Kukira beberapa teman saya sebut saja Wawan Mattaliu, tampaknya memang memberi tempat khusus dalam gagasan tentang kiprah pemetaan waktu, ia menjernihkan beberapa pandangan plural tentang pasar yang selalu hanya kresek penuh barang juga bau pasar ikan yang amis dan apek, dan ia memulainya di kesenian, berpentas seni dgn rambut gondrong (sekarang: “plontos” ) berteriak dan memekik saat pasarnya terbakar, ia memikul beban dan melakukan perlawanan dari pasar sentral Maros dan kini DPRD Provinsi, ke-depan ia kemana lagi entahlah…..
Generasi pemikul beban, dengan Jejak terlihat disejumlah tempat, pikiran, rumah nan selalu terbuka, waktu senggang sore-malam diskusi dan tongkrongannya di warkop bersama khalayak, wajah-wajah dari sekian banyak anak muda yang meniti buih di samudra luas, ia A.Muh. Irfan Ab, seperti manusia Bugis tempo dulu, dengan tipikal “peramu dan pemburu”, dengan sesuatu yang coba ia jernihkan tentang citra yang menyilaukan, ia pemburu yang memperterang sejumlah cahaya lain yang redup oleh informasi yang tak memadai, atau mungkin Irfan Ab itu, seperti banjir menderas, meluapi sungai-sungai, menyeret semua benda angkuh yang bertahan di hadapannya, lalu merengkuhnya dalam kelembutan, demikianlah generasi pemikul beban, Kekuasaan tampak lembut ketika memasuki wilayahnya, ia ditakdirkan me-beri makna di tengah kekuasaan. (puitik-kah ini ?)
Kaidah Bugis,” Resopa temmmangingi namalomo naletei pammasena dewata”, sebuah idiom yang melarang kita “malas, berkabung…”, kata yang Selalu fantasi tentang mengerti, dan menang dalam pengaturan Dewata Seuwa e, sebuah teropong tegak memandangimu dari jauh dan menggetarkanmu berulang-ulang. Seperti jam di tanganmu yang selalu berdetak, dewata seuwae selalu mengubah adegan yang salah dalam hidupmu, seperti keberadaan doa yang merubah takdir (sebuah buku tebal berjudul demikian)

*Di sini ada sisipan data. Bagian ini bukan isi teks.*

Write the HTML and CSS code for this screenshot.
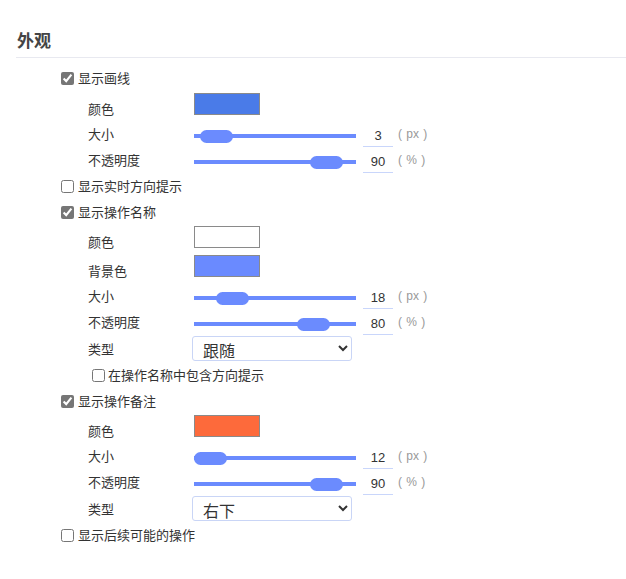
FILE: index.html
```html
<!DOCTYPE html>
<html lang="zh-CN">
<head>
<meta charset="utf-8">
<title>外观</title>
<link rel="stylesheet" href="styles.css">
</head>
<body>
<div class="panel">
  <h2 class="title">外观</h2>
  <div class="group">
    <label class="check"><input type="checkbox" checked><span>显示画线</span></label>
    <div class="field color-field first"><span class="label">颜色</span><span class="swatch swatch-blue"></span></div>
    <div class="field"><span class="label">大小</span><input class="slider" type="range" min="2" max="23" value="3"><input class="num" type="text" value="3"><span class="unit">( px )</span></div>
    <div class="field"><span class="label">不透明度</span><input class="slider" type="range" min="0" max="100" value="90"><input class="num" type="text" value="90"><span class="unit">( % )</span></div>

    <label class="check"><input type="checkbox"><span>显示实时方向提示</span></label>

    <label class="check"><input type="checkbox" checked><span>显示操作名称</span></label>
    <div class="field color-field"><span class="label">颜色</span><span class="swatch swatch-white"></span></div>
    <div class="field color-field"><span class="label">背景色</span><span class="swatch swatch-light"></span></div>
    <div class="field"><span class="label">大小</span><input class="slider" type="range" min="12" max="48" value="18"><input class="num" type="text" value="18"><span class="unit">( px )</span></div>
    <div class="field"><span class="label">不透明度</span><input class="slider" type="range" min="0" max="100" value="80"><input class="num" type="text" value="80"><span class="unit">( % )</span></div>
    <div class="field select-field"><span class="label">类型</span><select class="select"><option>跟随</option></select></div>
    <label class="check sub"><input type="checkbox"><span>在操作名称中包含方向提示</span></label>

    <label class="check"><input type="checkbox" checked><span>显示操作备注</span></label>
    <div class="field color-field"><span class="label">颜色</span><span class="swatch swatch-orange"></span></div>
    <div class="field"><span class="label">大小</span><input class="slider" type="range" min="12" max="48" value="12"><input class="num" type="text" value="12"><span class="unit">( px )</span></div>
    <div class="field"><span class="label">不透明度</span><input class="slider" type="range" min="0" max="100" value="90"><input class="num" type="text" value="90"><span class="unit">( % )</span></div>
    <div class="field select-field"><span class="label">类型</span><select class="select"><option>右下</option></select></div>

    <label class="check"><input type="checkbox"><span>显示后续可能的操作</span></label>
  </div>
</div>
</body>
</html>
```
FILE: styles.css
```css
* { box-sizing: border-box; }
html, body { margin: 0; padding: 0; background: #fff; }
body {
  font-family: "Noto Sans CJK SC", "Liberation Sans", sans-serif;
  font-size: 13px;
  color: #333;
}
.panel { padding: 28px 0 0 16px; }
.title {
  margin: 0;
  padding: 0 0 5px 1px;
  font-size: 17px;
  line-height: 24px;
  font-weight: bold;
  color: #444;
  border-bottom: 1px solid #e8e9f0;
}
.group {
  display: flex;
  flex-direction: column;
  padding: 7px 0 0 45px;
}
.check {
  display: flex;
  align-items: center;
  height: 26px;
  line-height: 18px;
}
.check input {
  margin: 0 4px 0 0;
  width: 13px;
  height: 13px;
  accent-color: #767676;
}
.check.sub { padding-left: 31px; }
.check.sub input { margin-right: 3px; }
.field {
  display: flex;
  align-items: center;
  height: 26px;
  padding-left: 27px;
}
.label {
  width: 106px;
  flex: none;
  line-height: 18px;
}
.color-field {
  height: 29px;
  align-items: flex-end;
  padding-bottom: 6px;
}
.color-field.first {
  height: 30px;
}
.color-field .label { line-height: 16px; margin-bottom: -2px; }
.select-field { height: 27px; }
.swatch {
  display: block;
  width: 66px;
  height: 22px;
  border: 1px solid #8a8a8a;
}
.swatch-blue { background: #4a7be8; }
.swatch-white { background: #fff; }
.swatch-light { background: #6a8aff; }
.swatch-orange { background: #fd6a3b; }
.slider {
  -webkit-appearance: none;
  appearance: none;
  width: 162px;
  height: 14px;
  margin: 4px 0 0 0;
  background: transparent;
}
.slider::-webkit-slider-runnable-track {
  height: 4px;
  background: #6b8bfe;
  border-radius: 0;
}
.slider::-webkit-slider-thumb {
  -webkit-appearance: none;
  appearance: none;
  width: 33px;
  height: 13px;
  margin-top: -4.5px;
  border-radius: 7px;
  background: #6b8bfe;
  border: none;
}
.num {
  width: 30px;
  height: 23px;
  margin: 3px 0 0 7px;
  padding: 0;
  border: none;
  border-bottom: 1px solid #c9d6fb;
  font-family: "Liberation Sans", sans-serif;
  font-size: 13px;
  color: #333;
  text-align: center;
  outline: none;
  background: transparent;
}
.unit {
  margin-left: 5px;
  font-family: "Liberation Sans", sans-serif;
  font-size: 12px;
  color: #999;
  word-spacing: 1px;
}
.select {
  width: 160px;
  height: 25px;
  margin-left: -2px;
  padding: 0 0 0 6px;
  border: 1px solid #c9d5f6;
  border-radius: 3px;
  background: #fff;
  font-family: "Noto Sans CJK SC", sans-serif;
  font-size: 16px;
  color: #333;
}
```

“Rikammana gau-gaukang, rikamma pole risabbi ”, : Seperti apa prilakumu, seperti itulah anggapan orang terhadapmu”, bersama waktu, manusia menyelam dalam hubungan kebermaknaan, tampak relasi yang mereka cipta sendiri melalui konfirmasi dan afirmasi terhadap nilai individual dalam menunjang kehidupannya/ diri sendiri dalam istilah ego sentris. Eyang pasolle, seorang dengan pandangan ilmiah bercampur imajinasi tentang dunia masa depan dalam dampak laju sains dan teknologi, sesuatu yang dianggapnya bagian dari budaya, kebudayaan,” jelasnya. Lainkali ia, berseloroh mengingatkan (mungkin) kita mesti siap menyongsong perubahan drastis sebagai pola dari gerak waktu yang terus berubah, dan pandangan harus diselaraskan terhadap perihal kemajuan tersebut. Tak banyak kumengerti, mungkin karena ia CEO, berbahasa HTML atau karena ia Professional Googler atau apalah namanya.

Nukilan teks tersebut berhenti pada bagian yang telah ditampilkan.